The New York Yankees know what it’s like to play do-or-die postseason baseball. Beating the Minnesota Twins in the American League wild-card game is what got them to this point. The Cleveland Indians know too. They still remember Game 7 of the World Series last year against the Cubs.

Now the Yankees and the Indians are on a do-or-die collision course. After the Yankees’ bats exploded in Game 4 and their pitching carried them to a 7-3 win, the two teams will meet Wednesday night back in Cleveland in an all-or-nothing elimination game.
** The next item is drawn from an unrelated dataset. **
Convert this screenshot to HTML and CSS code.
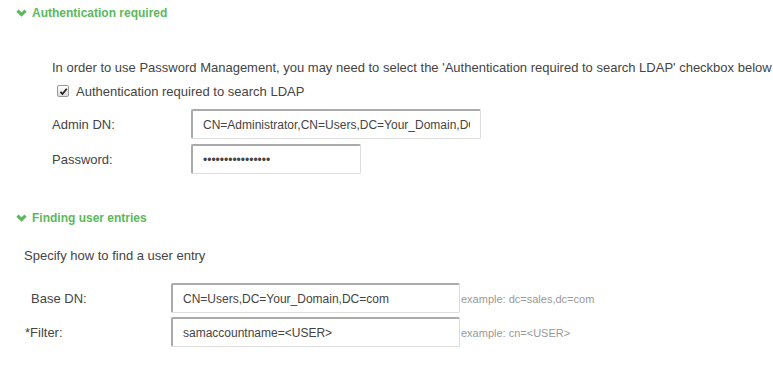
FILE: index.html
```html
<!DOCTYPE html>
<html lang="en">
<head>
  <meta charset="UTF-8">
  <title>LDAP Settings</title>
  <link rel="stylesheet" href="styles.css">
</head>
<body>

  <div class="section-title first">
    <svg class="chevron" width="11" height="8" viewBox="0 0 11 8"><polyline points="1.5,1.6 5.5,5.6 9.5,1.6" fill="none" stroke="#5cb85c" stroke-width="3.2"/></svg>
    Authentication required
  </div>

  <div class="auth-block">
    <p class="note">In order to use Password Management, you may need to select the 'Authentication required to search LDAP' checkbox below</p>
    <div class="check-row">
      <span class="checkbox">
        <svg width="9" height="9" viewBox="0 0 9 9"><polyline points="1.5,4.8 3.5,7 7.8,1.8" fill="none" stroke="#222" stroke-width="1.8"/></svg>
      </span>
      Authentication required to search LDAP
    </div>
    <div class="field-row">
      <label class="field-label">Admin DN:</label>
      <input class="field wide" type="text" value="CN=Administrator,CN=Users,DC=Your_Domain,DC=com">
    </div>
    <div class="field-row">
      <label class="field-label">Password:</label>
      <input class="field short" type="password" value="passwordpassword">
    </div>
  </div>

  <div class="section-title second">
    <svg class="chevron" width="11" height="8" viewBox="0 0 11 8"><polyline points="1.5,1.6 5.5,5.6 9.5,1.6" fill="none" stroke="#5cb85c" stroke-width="3.2"/></svg>
    Finding user entries
  </div>

  <div class="user-block">
    <p class="note">Specify how to find a user entry</p>
    <div class="field-row">
      <label class="field-label">Base DN:</label>
      <input class="field base" type="text" value="CN=Users,DC=Your_Domain,DC=com">
      <span class="example">example: dc=sales,dc=com</span>
    </div>
    <div class="field-row">
      <label class="field-label"><span class="req">*</span>Filter:</label>
      <input class="field base" type="text" value="samaccountname=&lt;USER&gt;">
      <span class="example">example: cn=&lt;USER&gt;</span>
    </div>
  </div>

</body>
</html>
```

FILE: styles.css
```css
body {
  margin: 0;
  font-family: "Liberation Sans", Arial, sans-serif;
  font-size: 13px;
  color: #444;
  background-color: #fff;
}

.section-title {
  display: flex;
  align-items: center;
  gap: 5px;
  padding-left: 16px;
  height: 16px;
  line-height: 16px;
  font-size: 12px;
  font-weight: bold;
  color: #5cb85c;
}

.section-title.first {
  margin-top: 5px;
}

.section-title.second {
  margin-top: 36px;
}

.chevron {
  display: block;
}

.note {
  margin: 0;
  height: 18px;
  line-height: 18px;
}

.auth-block {
  padding-left: 52px;
  margin-top: 38px;
}

.check-row {
  display: flex;
  align-items: center;
  gap: 7px;
  height: 18px;
  margin-top: 5px;
  padding-left: 5px;
}

.checkbox {
  display: flex;
  align-items: center;
  justify-content: center;
  width: 10px;
  height: 10px;
  border: 1px solid #999;
  border-radius: 2px;
  background: linear-gradient(#fff, #ddd);
}

.field-row {
  display: flex;
  align-items: center;
  margin-top: 5px;
}

.auth-block .check-row + .field-row {
  margin-top: 9px;
}

.auth-block .field-label {
  width: 139px;
}

.field {
  box-sizing: border-box;
  height: 30px;
  padding: 0 10px;
  font-family: "Liberation Sans", Arial, sans-serif;
  font-size: 12px;
  color: #444;
  border: 1px solid #ddd;
  border-top: 2px solid #aaa;
  border-left: 2px solid #aaa;
  border-radius: 2px;
  outline: none;
}

.field.wide {
  width: 290px;
}

.field.short {
  width: 170px;
}

.field.base {
  width: 289px;
}

.user-block {
  margin-top: 21px;
  padding-left: 24px;
}

.user-block .note + .field-row {
  margin-top: 18px;
}

.user-block .field-row + .field-row {
  margin-top: 4px;
}

.user-block .field-label {
  width: 147px;
  padding-left: 7px;
  box-sizing: border-box;
}

.req {
  margin-left: -6px;
}

.example {
  align-self: flex-end;
  margin-bottom: 8px;
  padding-left: 1px;
  font-size: 11px;
  color: #999;
}
```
The Indians came to New York up 2-0 in the series and certainly weren’t hoping to go home again still locked in a series against the Yankees. But the Yankees managed to eke out a 1-0 win Sunday night in Game 3 and they pounced on the Indians early in Game 4. Now the Indians, the World Series favorite entering October, face the very real chance of their season ending early. The Yankees, meanwhile, are hoping to become just the 10th team of 77 in MLB history to overcome a 0-2 hole.
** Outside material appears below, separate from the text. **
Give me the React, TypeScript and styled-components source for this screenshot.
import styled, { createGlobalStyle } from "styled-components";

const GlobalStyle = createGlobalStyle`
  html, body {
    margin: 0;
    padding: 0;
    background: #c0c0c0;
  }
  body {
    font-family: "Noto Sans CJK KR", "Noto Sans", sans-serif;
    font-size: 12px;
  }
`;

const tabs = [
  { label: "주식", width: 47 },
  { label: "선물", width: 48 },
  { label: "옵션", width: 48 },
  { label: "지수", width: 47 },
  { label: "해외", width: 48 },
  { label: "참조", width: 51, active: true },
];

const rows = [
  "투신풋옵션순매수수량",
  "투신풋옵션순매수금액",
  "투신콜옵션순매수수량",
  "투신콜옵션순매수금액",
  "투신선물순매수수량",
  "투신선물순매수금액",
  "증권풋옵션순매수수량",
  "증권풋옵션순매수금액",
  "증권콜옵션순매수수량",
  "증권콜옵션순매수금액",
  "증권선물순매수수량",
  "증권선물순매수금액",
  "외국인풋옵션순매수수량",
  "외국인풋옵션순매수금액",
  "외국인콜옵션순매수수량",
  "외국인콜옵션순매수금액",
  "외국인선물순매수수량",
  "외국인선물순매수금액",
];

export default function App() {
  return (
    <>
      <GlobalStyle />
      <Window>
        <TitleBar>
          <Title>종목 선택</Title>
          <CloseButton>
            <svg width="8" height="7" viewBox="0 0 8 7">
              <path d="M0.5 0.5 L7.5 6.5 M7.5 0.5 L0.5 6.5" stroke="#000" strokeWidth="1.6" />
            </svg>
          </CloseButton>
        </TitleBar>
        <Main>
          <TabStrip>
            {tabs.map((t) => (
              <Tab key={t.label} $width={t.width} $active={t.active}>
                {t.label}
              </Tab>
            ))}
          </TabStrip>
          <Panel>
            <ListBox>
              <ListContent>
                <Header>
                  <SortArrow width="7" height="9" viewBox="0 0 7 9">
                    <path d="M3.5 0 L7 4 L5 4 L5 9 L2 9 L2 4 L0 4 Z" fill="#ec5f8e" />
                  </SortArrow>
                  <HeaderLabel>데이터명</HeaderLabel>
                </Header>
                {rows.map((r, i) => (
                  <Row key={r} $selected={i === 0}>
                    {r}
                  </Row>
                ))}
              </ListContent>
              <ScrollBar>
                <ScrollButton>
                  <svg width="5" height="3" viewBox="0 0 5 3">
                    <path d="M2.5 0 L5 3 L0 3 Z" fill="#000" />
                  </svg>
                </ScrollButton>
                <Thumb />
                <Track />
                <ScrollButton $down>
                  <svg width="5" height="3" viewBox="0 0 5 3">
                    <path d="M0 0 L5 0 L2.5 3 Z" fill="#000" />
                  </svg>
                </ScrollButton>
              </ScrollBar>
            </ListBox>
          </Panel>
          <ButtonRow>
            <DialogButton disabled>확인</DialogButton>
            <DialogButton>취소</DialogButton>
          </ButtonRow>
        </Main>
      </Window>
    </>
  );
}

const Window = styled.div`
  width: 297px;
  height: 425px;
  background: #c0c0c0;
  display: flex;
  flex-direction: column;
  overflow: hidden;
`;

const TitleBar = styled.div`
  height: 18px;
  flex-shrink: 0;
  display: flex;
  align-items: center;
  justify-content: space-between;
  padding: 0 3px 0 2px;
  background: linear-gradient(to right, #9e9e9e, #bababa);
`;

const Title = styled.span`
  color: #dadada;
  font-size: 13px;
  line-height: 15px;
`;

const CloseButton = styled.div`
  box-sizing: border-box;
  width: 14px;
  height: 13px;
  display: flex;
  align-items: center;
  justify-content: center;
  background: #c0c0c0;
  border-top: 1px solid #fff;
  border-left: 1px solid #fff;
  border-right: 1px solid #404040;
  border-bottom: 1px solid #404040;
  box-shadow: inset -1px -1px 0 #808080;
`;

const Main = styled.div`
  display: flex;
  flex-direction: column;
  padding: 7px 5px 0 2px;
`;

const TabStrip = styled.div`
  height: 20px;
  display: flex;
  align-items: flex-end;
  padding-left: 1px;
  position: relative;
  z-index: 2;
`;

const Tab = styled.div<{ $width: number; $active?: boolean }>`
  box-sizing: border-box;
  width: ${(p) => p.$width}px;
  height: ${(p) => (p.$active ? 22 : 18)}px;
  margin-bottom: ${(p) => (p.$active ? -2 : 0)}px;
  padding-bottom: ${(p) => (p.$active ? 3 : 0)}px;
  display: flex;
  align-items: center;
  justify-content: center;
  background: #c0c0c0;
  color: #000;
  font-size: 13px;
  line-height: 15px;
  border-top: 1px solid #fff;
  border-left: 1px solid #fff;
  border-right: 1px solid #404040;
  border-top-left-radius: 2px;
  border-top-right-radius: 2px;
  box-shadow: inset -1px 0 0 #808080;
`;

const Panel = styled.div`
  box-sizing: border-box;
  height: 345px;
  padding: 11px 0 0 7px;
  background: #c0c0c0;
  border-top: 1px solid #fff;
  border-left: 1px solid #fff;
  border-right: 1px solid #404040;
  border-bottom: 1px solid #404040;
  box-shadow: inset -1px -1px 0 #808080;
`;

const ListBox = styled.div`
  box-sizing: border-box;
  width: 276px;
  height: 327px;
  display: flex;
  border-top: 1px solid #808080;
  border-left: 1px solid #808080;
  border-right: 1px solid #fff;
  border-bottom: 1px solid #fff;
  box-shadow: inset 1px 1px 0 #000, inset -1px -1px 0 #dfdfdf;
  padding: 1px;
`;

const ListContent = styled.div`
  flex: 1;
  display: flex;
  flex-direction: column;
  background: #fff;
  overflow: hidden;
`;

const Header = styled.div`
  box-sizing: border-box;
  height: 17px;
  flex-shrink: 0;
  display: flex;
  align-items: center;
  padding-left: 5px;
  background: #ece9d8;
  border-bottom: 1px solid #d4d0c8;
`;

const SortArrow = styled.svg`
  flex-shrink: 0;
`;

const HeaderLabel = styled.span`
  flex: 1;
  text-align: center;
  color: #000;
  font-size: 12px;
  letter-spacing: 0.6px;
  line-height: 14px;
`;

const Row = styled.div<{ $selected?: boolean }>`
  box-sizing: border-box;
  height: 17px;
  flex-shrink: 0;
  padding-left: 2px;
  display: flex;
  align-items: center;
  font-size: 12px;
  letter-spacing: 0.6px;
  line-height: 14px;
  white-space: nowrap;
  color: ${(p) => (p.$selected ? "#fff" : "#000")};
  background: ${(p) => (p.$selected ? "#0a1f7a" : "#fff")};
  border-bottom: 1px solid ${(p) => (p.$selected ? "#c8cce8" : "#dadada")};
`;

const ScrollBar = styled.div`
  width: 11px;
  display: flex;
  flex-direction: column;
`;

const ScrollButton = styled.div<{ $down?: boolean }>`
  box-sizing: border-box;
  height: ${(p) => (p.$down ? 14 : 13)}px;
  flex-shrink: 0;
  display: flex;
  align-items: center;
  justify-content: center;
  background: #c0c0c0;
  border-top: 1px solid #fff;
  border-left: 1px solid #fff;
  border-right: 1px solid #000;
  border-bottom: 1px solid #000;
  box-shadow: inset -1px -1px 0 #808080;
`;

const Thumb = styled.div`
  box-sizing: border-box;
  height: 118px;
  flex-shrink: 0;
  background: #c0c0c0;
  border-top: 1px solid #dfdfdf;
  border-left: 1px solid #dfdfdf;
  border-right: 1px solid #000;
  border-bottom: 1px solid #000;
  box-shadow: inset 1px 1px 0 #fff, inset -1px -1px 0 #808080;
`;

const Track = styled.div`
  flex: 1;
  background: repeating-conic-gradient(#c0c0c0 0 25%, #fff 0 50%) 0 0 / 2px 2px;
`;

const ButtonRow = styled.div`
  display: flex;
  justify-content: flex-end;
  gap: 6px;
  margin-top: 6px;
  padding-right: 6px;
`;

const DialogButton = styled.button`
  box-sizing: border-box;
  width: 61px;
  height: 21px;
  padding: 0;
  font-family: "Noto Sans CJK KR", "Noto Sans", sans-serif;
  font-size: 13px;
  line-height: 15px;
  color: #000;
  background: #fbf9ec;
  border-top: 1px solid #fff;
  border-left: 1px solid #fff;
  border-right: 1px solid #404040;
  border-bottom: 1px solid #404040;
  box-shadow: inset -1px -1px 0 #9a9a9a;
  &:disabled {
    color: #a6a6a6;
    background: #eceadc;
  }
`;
How did this happen? A role reversal, really. It’s the Yankees whose pitching has been nearly invincible and the Yankees’ whose lineup keeps finding new ways to put runs across the board.

Luis Severino celebrates during his stellar ALDS Game 4 start against the Indians. (AP)
Luis Severino celebrates during his stellar ALDS Game 4 start against the Indians. (AP)

Give credit to Yankees starter Luis Severino, who rebounded from a disastrous wild-card game to pitch seven strong innings. Yeah, he gave up three runs on four hits, but he also struck out nine and turned the game over the mighty Yankees bullpen in the eighth inning with a four-run lead. It sure beats not making it out of the first inning, like the last time we saw him in Yankee Stadium. The bullpen, now facing Game 5, will take the extra rest.

Give credit to the Yankees offense, which wasn’t going to let a 1-0 game happen again. This time, it jumped all over Indians starter Trevor Bauer, who dominated the Bombers in Game 1. This time, it was Bauer who got knocked out in the second inning, after giving up four runs and getting just five outs.

The Yankees’ attack was consistent and diverse — a Todd Frazier double that opened scoring in the second followed by an Aaron Hicks single that plated Frazier. Aaron Judge still struck out four times in the game, but made his first and only ALDS hit count. It was a two-run double off the left-field wall. There was Starlin Castro scoring on an error in the third, Brett Gardner hitting a sac fly in the fifth and Gary Sanchez punctuating things with a sixth-inning homer.

The Indians, meanwhile, weren’t themselves. They committed four errors. Their usually fantastic pitching staff was under pressure almost constantly. They only mustered four hits. With their biggest bopper, Edwin Encarnacion still out with an ankle injury, the Indians’ offense has only managed three runs in the past two games.

Everything in this series is history now, though. All that matters is Game 5, where the expected starting pitchers are Yankees vet CC Sabathia and Indians Cy Young candidate Corey Kluber. Sabathia impressed in Game 2 before the Indians’ late comeback and Kluber got unexpectedly lit up. But Game 5 will define their series now.

Both the Yankees and the Indians have shown us what happens in elimination games — there are quick hooks, persistent tension and, inevitably, an unlikely hero or two. That’s what makes elimination games the best things in sports.